La critique a déjà fait remarquer la fréquence impressionnante du mot « raisons » chez Ponge, particulièrement à la fin des années vingt, lorsqu’il tente de justifier son récent parti pris en faveur des choses37. Ce n’est là que le début d’une tentative de repenser la notion de « raison », qui atteindra son sommet bien plus tard, avec la réson évoquée dans Pour un Malherbe.

Il faut signaler enfin, parmi les causes de l’attachement de Ponge à la notion de « raison » le poids que les philosophes des Lumières ont donné à cette faculté comme instrument de libération par rapport aux dogmes du religieux. On sait que, rejetant toute autre autorité que celle, précisément, de la raison, les philosophes du XVIIIè, dont Ponge se réclame ouvertement38, désignaient par ce mot l’ensemble des acquisitions de la philosophie des Lumières conçues comme une victoire sur le fanatisme et la superstition.
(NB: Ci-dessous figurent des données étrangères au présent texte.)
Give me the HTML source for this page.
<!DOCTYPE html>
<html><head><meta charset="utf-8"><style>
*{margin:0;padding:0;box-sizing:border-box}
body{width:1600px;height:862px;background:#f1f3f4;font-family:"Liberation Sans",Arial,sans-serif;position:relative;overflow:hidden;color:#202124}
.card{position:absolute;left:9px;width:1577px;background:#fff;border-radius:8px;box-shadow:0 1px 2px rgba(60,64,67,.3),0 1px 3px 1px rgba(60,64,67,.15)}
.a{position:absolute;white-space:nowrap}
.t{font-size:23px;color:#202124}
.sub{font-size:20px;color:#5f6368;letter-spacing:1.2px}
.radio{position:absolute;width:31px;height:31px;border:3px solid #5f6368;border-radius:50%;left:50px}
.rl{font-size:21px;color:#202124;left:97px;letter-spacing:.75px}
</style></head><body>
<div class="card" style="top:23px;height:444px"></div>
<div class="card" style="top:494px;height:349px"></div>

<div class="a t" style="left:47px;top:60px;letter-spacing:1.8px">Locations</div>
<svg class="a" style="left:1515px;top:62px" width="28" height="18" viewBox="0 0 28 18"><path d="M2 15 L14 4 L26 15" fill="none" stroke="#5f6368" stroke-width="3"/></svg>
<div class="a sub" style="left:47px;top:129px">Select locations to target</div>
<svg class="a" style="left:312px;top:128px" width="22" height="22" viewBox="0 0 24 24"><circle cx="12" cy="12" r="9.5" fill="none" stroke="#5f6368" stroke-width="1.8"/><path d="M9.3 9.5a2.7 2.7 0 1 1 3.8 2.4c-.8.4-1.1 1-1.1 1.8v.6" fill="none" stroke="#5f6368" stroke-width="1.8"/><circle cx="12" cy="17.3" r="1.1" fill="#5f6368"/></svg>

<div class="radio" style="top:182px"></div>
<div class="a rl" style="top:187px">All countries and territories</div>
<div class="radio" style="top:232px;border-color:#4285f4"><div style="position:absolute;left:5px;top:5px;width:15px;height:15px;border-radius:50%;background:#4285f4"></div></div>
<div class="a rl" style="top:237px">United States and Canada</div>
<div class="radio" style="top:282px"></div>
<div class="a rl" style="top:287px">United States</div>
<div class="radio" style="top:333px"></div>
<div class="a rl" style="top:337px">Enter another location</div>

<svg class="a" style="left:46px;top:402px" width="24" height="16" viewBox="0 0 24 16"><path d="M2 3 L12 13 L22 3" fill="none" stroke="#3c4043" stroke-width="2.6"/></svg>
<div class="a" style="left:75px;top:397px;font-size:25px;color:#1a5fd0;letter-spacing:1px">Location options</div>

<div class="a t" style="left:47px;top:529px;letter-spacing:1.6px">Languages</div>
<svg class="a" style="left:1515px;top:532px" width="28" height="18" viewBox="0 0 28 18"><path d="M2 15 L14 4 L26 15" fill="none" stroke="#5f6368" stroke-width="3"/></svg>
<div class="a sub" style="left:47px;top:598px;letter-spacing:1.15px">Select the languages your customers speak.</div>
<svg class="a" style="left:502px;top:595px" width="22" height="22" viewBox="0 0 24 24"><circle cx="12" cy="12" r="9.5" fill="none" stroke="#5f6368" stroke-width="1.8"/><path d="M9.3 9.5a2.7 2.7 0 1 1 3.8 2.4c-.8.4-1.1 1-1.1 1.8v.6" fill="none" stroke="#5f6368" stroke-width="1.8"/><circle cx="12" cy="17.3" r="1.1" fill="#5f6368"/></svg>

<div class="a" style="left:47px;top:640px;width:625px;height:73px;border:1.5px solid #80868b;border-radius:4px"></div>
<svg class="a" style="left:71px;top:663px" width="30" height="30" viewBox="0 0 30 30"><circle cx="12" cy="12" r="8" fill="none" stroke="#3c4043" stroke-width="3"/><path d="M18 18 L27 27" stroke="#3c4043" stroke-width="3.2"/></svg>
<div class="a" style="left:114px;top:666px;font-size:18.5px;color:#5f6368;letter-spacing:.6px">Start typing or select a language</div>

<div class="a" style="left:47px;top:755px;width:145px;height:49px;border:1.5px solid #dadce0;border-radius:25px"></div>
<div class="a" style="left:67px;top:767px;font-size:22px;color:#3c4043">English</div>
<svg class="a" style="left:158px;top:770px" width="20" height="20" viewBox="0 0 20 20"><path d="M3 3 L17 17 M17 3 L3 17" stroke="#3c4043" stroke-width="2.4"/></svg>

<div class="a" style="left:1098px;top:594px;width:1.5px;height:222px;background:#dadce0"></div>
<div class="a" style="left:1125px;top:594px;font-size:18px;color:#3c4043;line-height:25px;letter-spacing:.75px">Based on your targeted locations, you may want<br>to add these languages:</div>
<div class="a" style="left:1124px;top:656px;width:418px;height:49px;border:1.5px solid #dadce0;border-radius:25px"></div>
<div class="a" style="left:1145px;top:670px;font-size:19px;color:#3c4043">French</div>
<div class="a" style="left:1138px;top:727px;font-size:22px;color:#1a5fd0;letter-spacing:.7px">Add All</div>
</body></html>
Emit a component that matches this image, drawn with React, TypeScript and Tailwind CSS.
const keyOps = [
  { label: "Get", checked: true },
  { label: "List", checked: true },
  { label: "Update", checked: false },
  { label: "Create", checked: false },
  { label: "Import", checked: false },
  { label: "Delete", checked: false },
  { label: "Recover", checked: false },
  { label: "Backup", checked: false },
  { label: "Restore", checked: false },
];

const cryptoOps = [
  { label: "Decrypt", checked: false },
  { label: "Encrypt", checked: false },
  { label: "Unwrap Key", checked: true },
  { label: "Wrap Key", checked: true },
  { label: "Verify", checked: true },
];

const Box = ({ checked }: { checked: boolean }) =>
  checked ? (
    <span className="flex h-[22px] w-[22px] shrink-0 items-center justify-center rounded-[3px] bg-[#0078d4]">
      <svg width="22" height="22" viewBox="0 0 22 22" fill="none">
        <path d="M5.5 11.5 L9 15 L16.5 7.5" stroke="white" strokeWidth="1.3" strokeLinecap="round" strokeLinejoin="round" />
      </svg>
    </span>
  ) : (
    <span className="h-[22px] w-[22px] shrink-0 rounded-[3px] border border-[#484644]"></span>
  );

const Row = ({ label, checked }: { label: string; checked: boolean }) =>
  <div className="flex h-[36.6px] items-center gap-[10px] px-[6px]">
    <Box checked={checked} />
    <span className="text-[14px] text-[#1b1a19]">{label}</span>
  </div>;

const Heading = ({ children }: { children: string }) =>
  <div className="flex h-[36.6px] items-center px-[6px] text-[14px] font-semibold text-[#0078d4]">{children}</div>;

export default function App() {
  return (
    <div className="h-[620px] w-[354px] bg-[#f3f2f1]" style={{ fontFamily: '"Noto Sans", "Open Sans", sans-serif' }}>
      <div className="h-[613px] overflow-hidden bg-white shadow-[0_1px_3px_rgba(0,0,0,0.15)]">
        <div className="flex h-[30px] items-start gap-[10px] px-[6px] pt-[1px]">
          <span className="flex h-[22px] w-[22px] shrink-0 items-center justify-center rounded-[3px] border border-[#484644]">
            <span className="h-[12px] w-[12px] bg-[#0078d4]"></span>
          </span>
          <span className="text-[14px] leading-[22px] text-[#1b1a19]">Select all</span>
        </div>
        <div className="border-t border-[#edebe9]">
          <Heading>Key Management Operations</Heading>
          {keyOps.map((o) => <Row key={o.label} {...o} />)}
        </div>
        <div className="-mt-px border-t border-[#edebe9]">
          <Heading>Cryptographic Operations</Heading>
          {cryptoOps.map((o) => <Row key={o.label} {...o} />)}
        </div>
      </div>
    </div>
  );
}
Je me propose de montrer comment Ponge, dans sa conquête progressive de la parole, se sert de la notion de raison pour partir à la découverte de ses propres « raisons de parler », avant de s’acheminer jusqu’à la notion de réson. Tout au long de son parcours, il travaille à établir l’autorité de la parole face à celle, écrasante, du Verbe et du Logos, et il me faudra plus d’une fois revenir sur ses tentatives de reconfigurer le réseau de relations tissé entre la parole, le Logos, le Verbe et la (les) raison(s).
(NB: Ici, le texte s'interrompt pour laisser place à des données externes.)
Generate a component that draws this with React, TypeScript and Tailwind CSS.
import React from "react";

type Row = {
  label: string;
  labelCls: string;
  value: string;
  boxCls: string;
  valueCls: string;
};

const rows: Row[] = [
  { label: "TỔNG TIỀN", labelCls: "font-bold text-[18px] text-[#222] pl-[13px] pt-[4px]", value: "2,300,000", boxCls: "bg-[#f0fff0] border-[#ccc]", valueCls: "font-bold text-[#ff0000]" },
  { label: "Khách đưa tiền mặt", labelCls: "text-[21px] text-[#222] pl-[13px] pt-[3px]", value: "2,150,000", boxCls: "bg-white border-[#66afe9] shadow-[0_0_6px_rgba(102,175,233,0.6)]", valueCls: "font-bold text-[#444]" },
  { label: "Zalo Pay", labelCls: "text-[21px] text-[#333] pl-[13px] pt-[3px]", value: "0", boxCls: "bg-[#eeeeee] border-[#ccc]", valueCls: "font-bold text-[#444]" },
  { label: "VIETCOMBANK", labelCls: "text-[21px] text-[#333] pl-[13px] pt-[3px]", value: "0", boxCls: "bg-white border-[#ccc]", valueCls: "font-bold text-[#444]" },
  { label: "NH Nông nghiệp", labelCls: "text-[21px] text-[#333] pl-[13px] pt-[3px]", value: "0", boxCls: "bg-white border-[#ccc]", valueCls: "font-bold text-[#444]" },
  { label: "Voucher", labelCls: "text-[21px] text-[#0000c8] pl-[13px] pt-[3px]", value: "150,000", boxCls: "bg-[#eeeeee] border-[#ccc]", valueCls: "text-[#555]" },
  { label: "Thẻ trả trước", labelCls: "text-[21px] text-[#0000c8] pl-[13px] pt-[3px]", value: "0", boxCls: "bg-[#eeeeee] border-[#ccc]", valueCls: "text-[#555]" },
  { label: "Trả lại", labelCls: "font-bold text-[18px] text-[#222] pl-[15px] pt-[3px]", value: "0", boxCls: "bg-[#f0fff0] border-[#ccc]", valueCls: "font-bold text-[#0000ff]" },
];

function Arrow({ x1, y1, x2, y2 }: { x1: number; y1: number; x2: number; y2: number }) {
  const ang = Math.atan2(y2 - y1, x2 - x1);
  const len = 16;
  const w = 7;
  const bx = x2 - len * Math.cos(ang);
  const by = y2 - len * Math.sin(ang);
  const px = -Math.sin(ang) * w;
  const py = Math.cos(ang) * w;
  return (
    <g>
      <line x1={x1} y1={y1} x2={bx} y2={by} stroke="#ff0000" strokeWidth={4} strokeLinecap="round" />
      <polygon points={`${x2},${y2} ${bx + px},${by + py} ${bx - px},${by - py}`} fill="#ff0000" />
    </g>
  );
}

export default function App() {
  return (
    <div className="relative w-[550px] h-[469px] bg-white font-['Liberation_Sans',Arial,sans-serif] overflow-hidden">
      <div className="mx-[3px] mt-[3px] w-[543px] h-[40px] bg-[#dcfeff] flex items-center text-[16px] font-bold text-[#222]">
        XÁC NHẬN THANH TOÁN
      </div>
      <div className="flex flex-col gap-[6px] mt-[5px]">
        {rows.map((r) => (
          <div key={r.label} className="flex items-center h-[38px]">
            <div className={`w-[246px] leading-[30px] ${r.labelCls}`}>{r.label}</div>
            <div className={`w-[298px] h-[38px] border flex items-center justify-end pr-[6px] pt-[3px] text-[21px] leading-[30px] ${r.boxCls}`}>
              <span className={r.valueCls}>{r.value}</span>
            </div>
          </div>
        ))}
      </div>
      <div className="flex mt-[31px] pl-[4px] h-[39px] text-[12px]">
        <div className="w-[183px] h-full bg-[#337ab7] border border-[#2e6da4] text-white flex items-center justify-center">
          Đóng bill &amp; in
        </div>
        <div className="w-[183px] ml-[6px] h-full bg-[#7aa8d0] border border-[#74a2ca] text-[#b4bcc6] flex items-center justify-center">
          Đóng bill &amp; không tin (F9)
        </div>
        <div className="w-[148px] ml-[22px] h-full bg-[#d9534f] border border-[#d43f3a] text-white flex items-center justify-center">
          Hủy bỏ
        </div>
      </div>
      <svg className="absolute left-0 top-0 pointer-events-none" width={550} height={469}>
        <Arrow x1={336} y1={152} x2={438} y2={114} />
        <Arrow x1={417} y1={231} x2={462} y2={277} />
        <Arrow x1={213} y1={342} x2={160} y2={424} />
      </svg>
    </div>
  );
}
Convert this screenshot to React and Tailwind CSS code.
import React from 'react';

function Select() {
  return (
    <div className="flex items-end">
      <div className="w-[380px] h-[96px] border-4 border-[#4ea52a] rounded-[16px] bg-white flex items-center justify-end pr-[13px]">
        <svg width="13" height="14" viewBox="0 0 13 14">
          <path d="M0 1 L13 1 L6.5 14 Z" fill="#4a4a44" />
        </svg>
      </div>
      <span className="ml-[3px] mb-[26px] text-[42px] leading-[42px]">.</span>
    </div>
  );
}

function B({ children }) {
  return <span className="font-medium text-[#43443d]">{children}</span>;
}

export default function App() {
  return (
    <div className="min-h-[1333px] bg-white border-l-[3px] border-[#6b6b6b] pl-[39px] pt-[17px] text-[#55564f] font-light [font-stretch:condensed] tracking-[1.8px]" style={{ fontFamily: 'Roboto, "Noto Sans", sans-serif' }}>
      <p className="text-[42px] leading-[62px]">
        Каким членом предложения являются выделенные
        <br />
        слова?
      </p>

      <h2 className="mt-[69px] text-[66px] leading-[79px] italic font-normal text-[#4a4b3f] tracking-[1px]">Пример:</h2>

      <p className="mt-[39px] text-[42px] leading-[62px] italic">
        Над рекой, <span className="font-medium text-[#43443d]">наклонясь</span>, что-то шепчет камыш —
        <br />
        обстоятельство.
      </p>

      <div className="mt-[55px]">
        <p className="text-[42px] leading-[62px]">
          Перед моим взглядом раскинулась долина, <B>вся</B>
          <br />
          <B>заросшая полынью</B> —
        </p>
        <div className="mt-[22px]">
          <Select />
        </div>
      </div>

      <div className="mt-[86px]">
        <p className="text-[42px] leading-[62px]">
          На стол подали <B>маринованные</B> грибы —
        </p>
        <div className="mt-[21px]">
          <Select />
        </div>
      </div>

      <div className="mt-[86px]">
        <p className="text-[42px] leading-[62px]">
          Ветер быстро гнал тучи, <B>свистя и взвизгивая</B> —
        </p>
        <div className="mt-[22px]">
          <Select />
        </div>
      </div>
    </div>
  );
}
Mon objectif est de restituer, dans son cheminement, la façon dont Ponge, progressivement, s’autorise la parole – dont l’exercice lui est, à l’origine, très difficile – jusqu’à en devenir pleinement l’auteur. Dans un paradoxe qui n’est qu’apparent, c’est par la confrontation à l’altérité qu’il parviendra à s’approprier sa parole : l’altérité des objets d’abord, mais aussi celle des instances externes d’autorité – religieuses principalement – qui pèsent sur le langage, celle de ce langage lui-même (qui est bien à ses yeux, sans qu’il le désigne comme tel, le « lieu de l’Autre »), celle enfin de son destinataire. La notion de parcours est essentielle dans mon approche : il s’agit de suivre, à travers les textes, et comme pas à pas, l’invention d’une parole singulière : en particulier de voir selon quelles modalités Ponge tente d’abord de mettre la parole au monde des objets, avant de parvenir à un auto-engendrement de sa parole, qui en est vraiment la mise au monde 39 . C’est l’aventure d’un homme qui m’intéresse, la façon dont la parole vient à un homme. Mon travail relève ainsi d’une forme de biographie intellectuelle, fondée strictement sur l’étude des textes, au plus près de leur chronologie rédactionnelle.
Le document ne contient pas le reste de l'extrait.